Everyone knows this, even if they don't admit it. When the Pistons beat the Lakers in the '04 finals, they just plain crushed the Lakers. When Anaheim and Calgary made it to the Stanley Cup Finals in subsequent years, it was because they played phenominal team games and never let up. When the Bucs won the Superbowl, their defense brutalized the rest of the league. But when teams like the Angels, Marlins, and White Sox win the World Series, the world goes "How bout that, that's random." Because they're not playoffs. It's just shit happening and one team happens to win.
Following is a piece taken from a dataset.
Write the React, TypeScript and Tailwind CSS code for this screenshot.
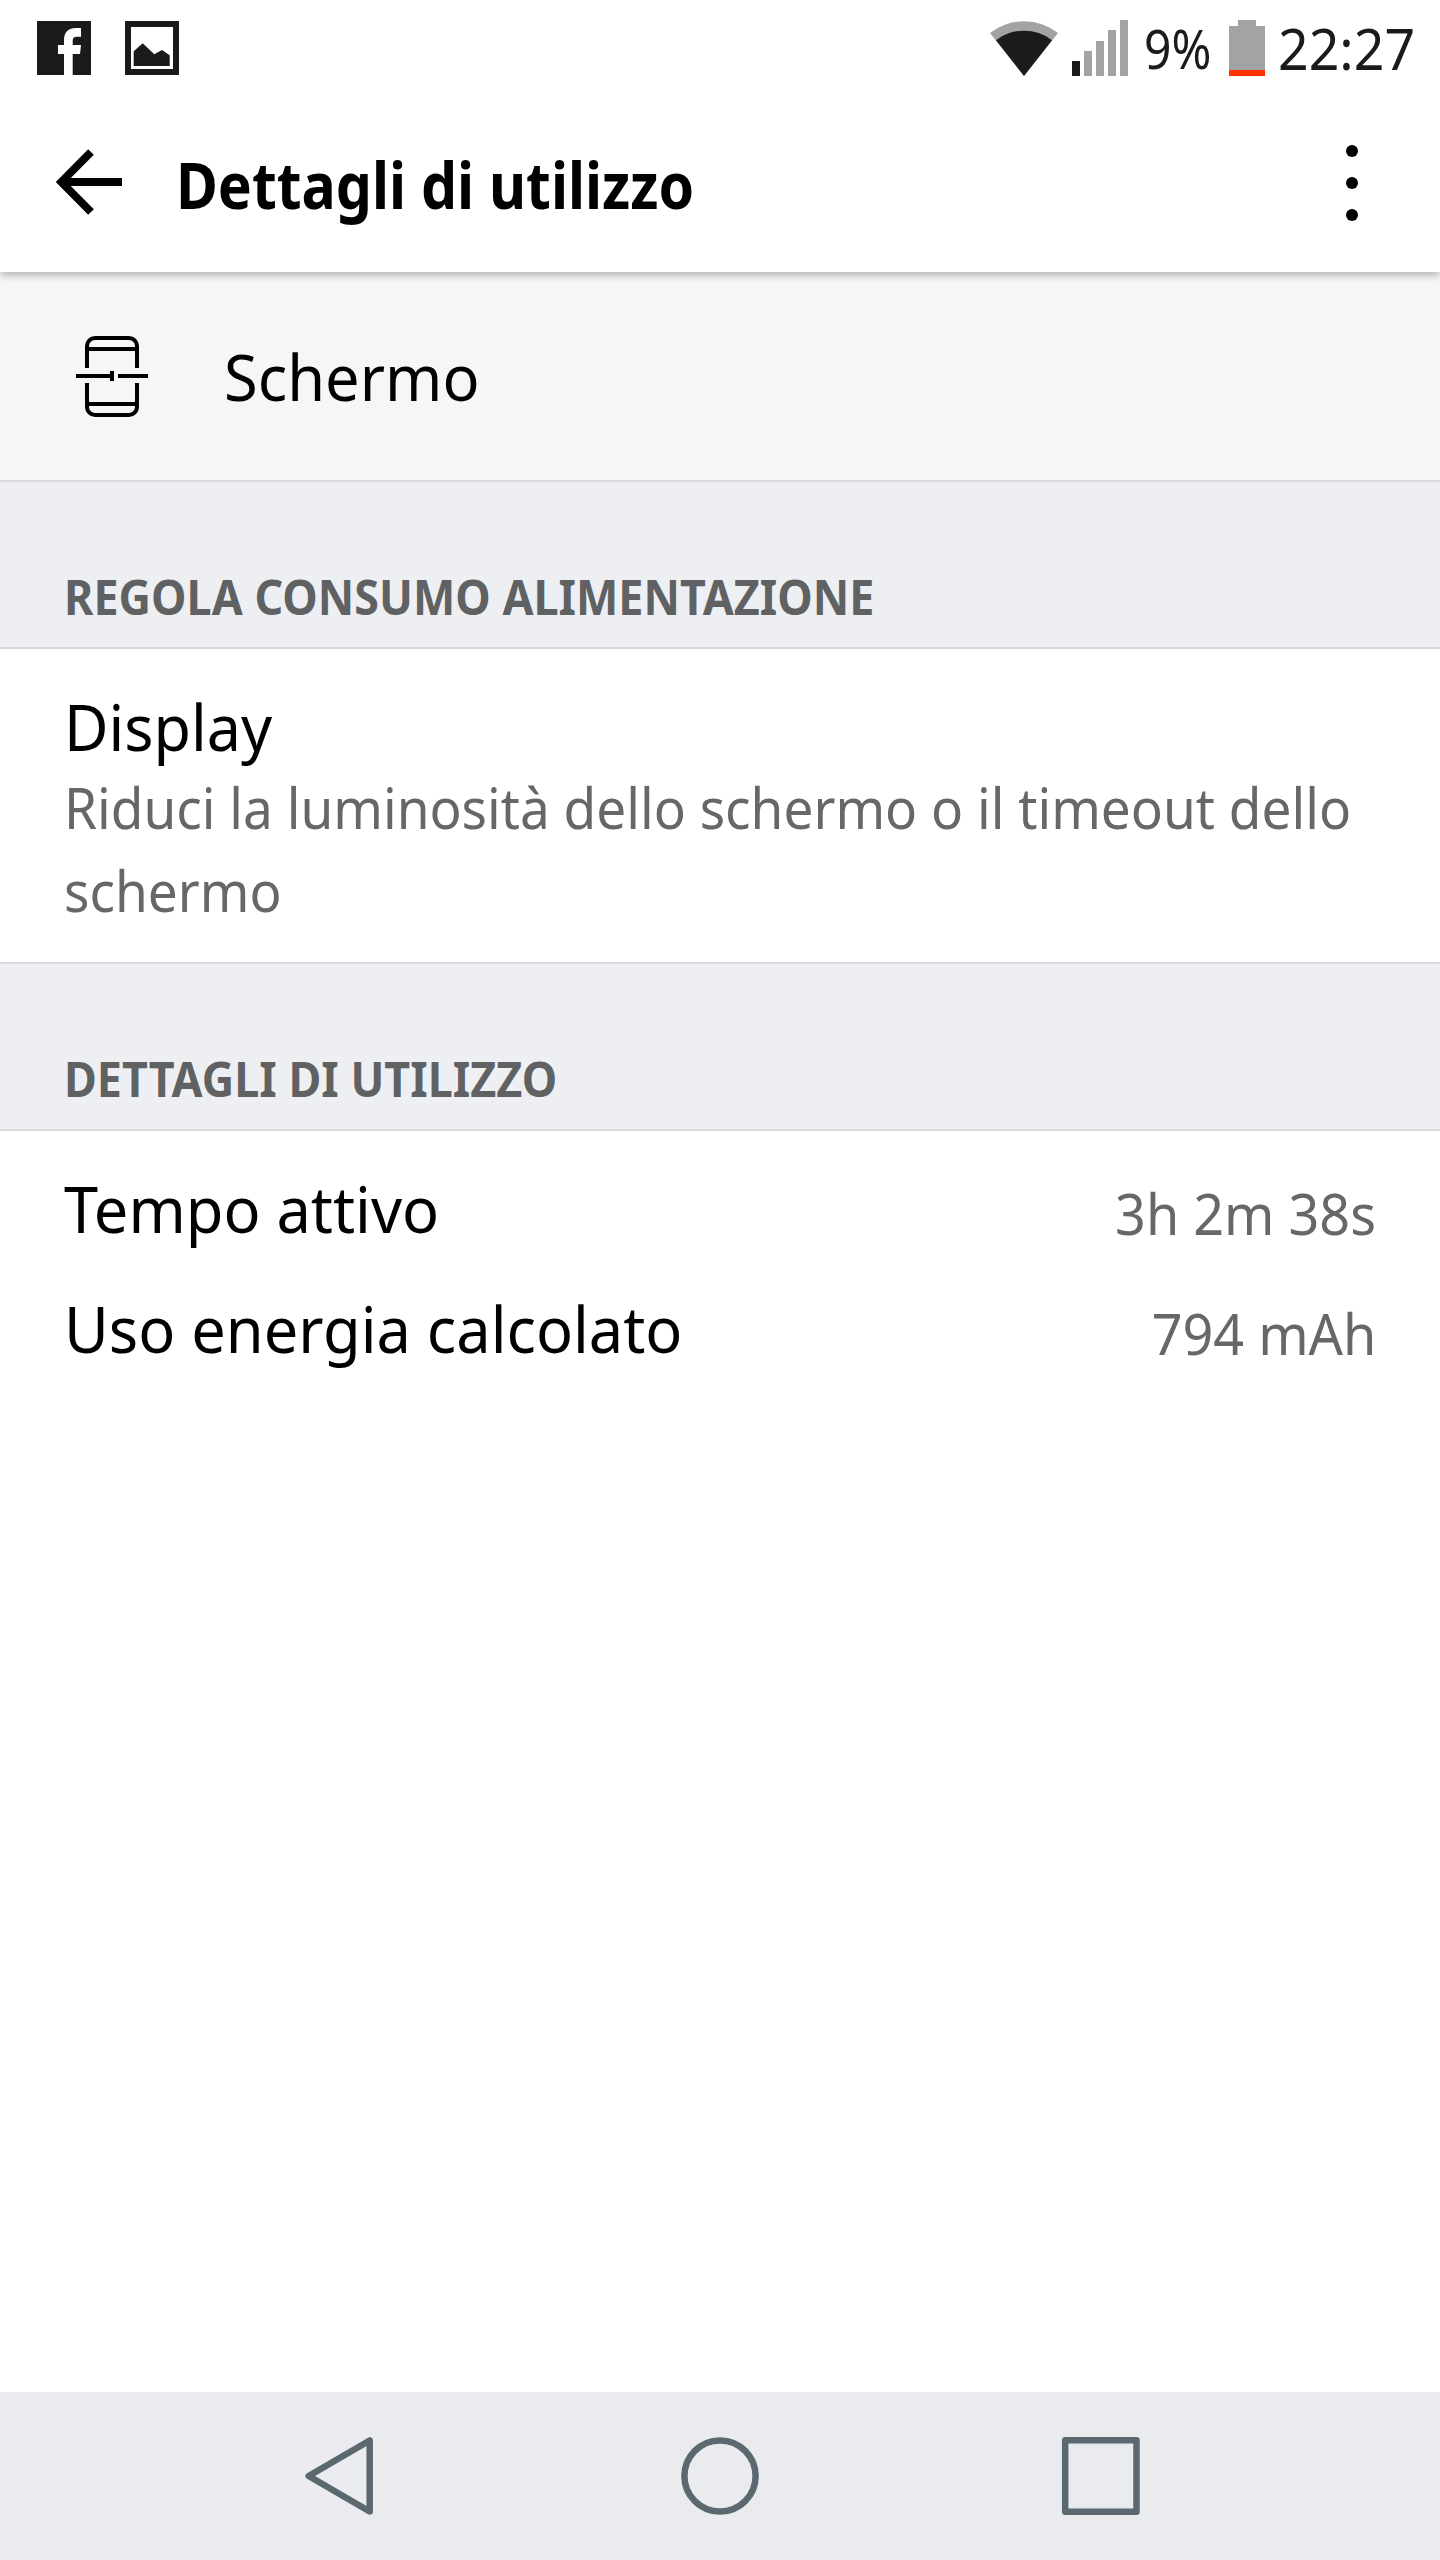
import React from 'react';

// Left side: notification icons, right side: connectivity, battery and clock
const StatusBar: React.FC = () => (
  <div className="flex h-24 pl-[37px] text-[#1b1b1b] leading-[96px]">
    <svg className="mt-[21px] w-[54px] h-[54px]" viewBox="0 0 54 54">
      <rect width="54" height="54" fill="#1b1b1b" />
      <path
        d="M27 54V33H21V24H27V19C27 11 31.5 7 39 7H44V15.7H39.5C37 15.7 35.7 17 35.7 19.5V24H44L43 33H35.7V54Z"
        fill="#fff"
      />
    </svg>
    <svg className="mt-[21px] ml-[34px] w-[54px] h-[54px]" viewBox="0 0 54 54">
      <rect width="54" height="54" fill="#1b1b1b" />
      <rect x="6" y="6" width="42" height="42" fill="#fff" />
      <path d="M8.7 45V30.3L17.7 22.3L29.3 33.3L37 29L44.7 34.3V45Z" fill="#1b1b1b" />
    </svg>

    <div className="flex ml-auto w-[450px]">
      <svg className="mt-5 w-[68px] h-14" viewBox="0 0 68 56">
        <path d="M34 56L0 13A54.8 54.8 0 0 1 68 13Z" fill="#a3a3a3" />
        <path d="M34 56L6 20.2A45.8 45.8 0 0 1 62 20.2Z" fill="#1b1b1b" />
      </svg>
      <div className="flex items-end gap-1 mt-5 ml-[14px] h-14">
        <div className="w-2 h-[15px] bg-[#1b1b1b]"></div>
        <div className="w-2 h-[25px] bg-[#a3a3a3]"></div>
        <div className="w-2 h-[35px] bg-[#a3a3a3]"></div>
        <div className="w-2 h-[46px] bg-[#a3a3a3]"></div>
        <div className="w-2 h-14 bg-[#a3a3a3]"></div>
      </div>
      <span className="ml-4 w-[85px] text-[54px] origin-left scale-x-[0.89]">9%</span>
      <div className="flex flex-col items-center mt-5 w-9 h-14">
        <div className="w-[18px] h-[6px] bg-[#a3a3a3]"></div>
        <div className="w-9 h-11 bg-[#a3a3a3]"></div>
        <div className="w-9 h-[6px] bg-[#ff3300]"></div>
      </div>
      <span className="ml-[13px] text-[56px] origin-left scale-x-[0.958]">22:27</span>
    </div>
  </div>
);

const Header: React.FC = () => (
  <header className="relative z-10 bg-white shadow-[0_4px_8px_-1px_rgba(0,0,0,0.3)]">
    <StatusBar />
    <div className="flex h-44 pl-14 pr-[82px]">
      <svg className="mt-[53px] w-[67px] h-[66px]" viewBox="0 0 67 66" fill="none" stroke="#000" strokeWidth="8">
        <path d="M35 3L5.3 33L35 63M5.3 33H66" />
      </svg>
      <h1 className="ml-[53px] text-[64px] font-bold leading-[178px] whitespace-nowrap origin-left scale-x-[0.893]">
        Dettagli di utilizzo
      </h1>
      <div className="flex flex-col gap-5 mt-[49px] ml-auto">
        <div className="w-3 h-3 bg-black rounded-full"></div>
        <div className="w-3 h-3 bg-black rounded-full"></div>
        <div className="w-3 h-3 bg-black rounded-full"></div>
      </div>
    </div>
  </header>
);

const ScreenIcon: React.FC = () => (
  <svg className="mt-16 w-[72px] h-[81px]" viewBox="0 0 72 81" fill="none" stroke="#000" strokeWidth="4">
    <path d="M11 32V10A8 8 0 0 1 19 2H53A8 8 0 0 1 61 10V32M11 13H61" />
    <path d="M11 47V71A8 8 0 0 0 19 79H53A8 8 0 0 0 61 71V47M11 68H61" />
    <path d="M0 40H36M42 40H72M36 35V45" />
  </svg>
);

const SectionTitle: React.FC<{ title: string }> = ({ title }) => (
  <div className="h-[167px] pt-[82px] px-16 bg-[#eeeff3] border-b-2 border-[#d9dadb]">
    <h2 className="text-5xl font-bold leading-[66px] text-[#606163] whitespace-nowrap origin-left scale-x-[0.935]">
      {title}
    </h2>
  </div>
);

const usage = [
  { label: 'Tempo attivo', value: '3h 2m 38s' },
  { label: 'Uso energia calcolato', value: '794 mAh' },
];

const NavBar: React.FC = () => (
  <nav className="flex items-center h-[168px] pl-[304px] bg-[#e9ebee]">
    <svg className="w-[70px] h-20" viewBox="0 0 70 80" fill="none" stroke="#5b6870" strokeWidth="6.5" strokeLinejoin="round">
      <path d="M65.7 4.5V75.5L4.7 40Z" />
    </svg>
    <svg className="ml-[306px] w-20 h-20" viewBox="0 0 80 80" fill="none" stroke="#5b6870" strokeWidth="6.5">
      <circle cx="40" cy="40" r="35.6" />
    </svg>
    <svg className="ml-[301px] w-20 h-20" viewBox="0 0 80 80" fill="none" stroke="#5b6870" strokeWidth="6.5" strokeLinejoin="round">
      <path d="M4.2 4.3H75.5V75.7H4.2Z" />
    </svg>
  </nav>
);

const App: React.FC = () => {
  return (
    <div className="flex flex-col w-[1440px] h-[2560px] overflow-hidden bg-white text-black font-['Noto_Sans',sans-serif]">
      <Header />

      <div className="flex h-[210px] pl-[76px] bg-[#f5f6f8] border-b-2 border-[#d9dadb]">
        <ScreenIcon />
        <span className="ml-[76px] text-[64px] leading-[210px] origin-left scale-x-[0.959]">Schermo</span>
      </div>

      <SectionTitle title="REGOLA CONSUMO ALIMENTAZIONE" />
      <div className="h-[315px] pt-[38px] px-16 border-b-2 border-[#d9dadb]">
        <h3 className="text-[64px] leading-[79px] origin-left scale-x-[0.953]">Display</h3>
        <p className="w-[1374px] text-[56px] leading-[83px] text-[#676767] origin-left scale-x-[0.949]">
          Riduci la luminosità dello schermo o il timeout dello schermo
        </p>
      </div>

      <SectionTitle title="DETTAGLI DI UTILIZZO" />
      <div className="flex-1 pt-[17px] px-16">
        {usage.map((item) => (
          <div key={item.label} className="flex justify-between h-[120px]">
            <span className="text-[64px] leading-[122px] origin-left scale-x-[0.958]">{item.label}</span>
            <span className="text-[56px] leading-[130px] text-[#676767] origin-right scale-x-[0.963]">{item.value}</span>
          </div>
        ))}
      </div>

      <NavBar />
    </div>
  );
};

export default App;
Tom Brady, Robert Horry, Patrick Roy? Clutch, clutch and clutch. But when Geoff Blum homers? "What the fuck? How the fuck did that happen?" It's totally random, that's how it happened. I know what you're thinking, aren't Derek Jeter and Rivera and David Ortiz clutch? No. Stuff just happens in baseball's postseason, and it just happened to happen more for those guys than for the Braves the last nine years, players never actually accomplish anything. If you doubt me, I dare you to go back in time and sit through one of those Sox / Astros games in its entirety and find evidence that it's an actual competition and not just events in some order. I, on the other hand, will spend my time watching things where stuff actually happens, like football games, NHL overtimes, and reruns of "What's Happenin'".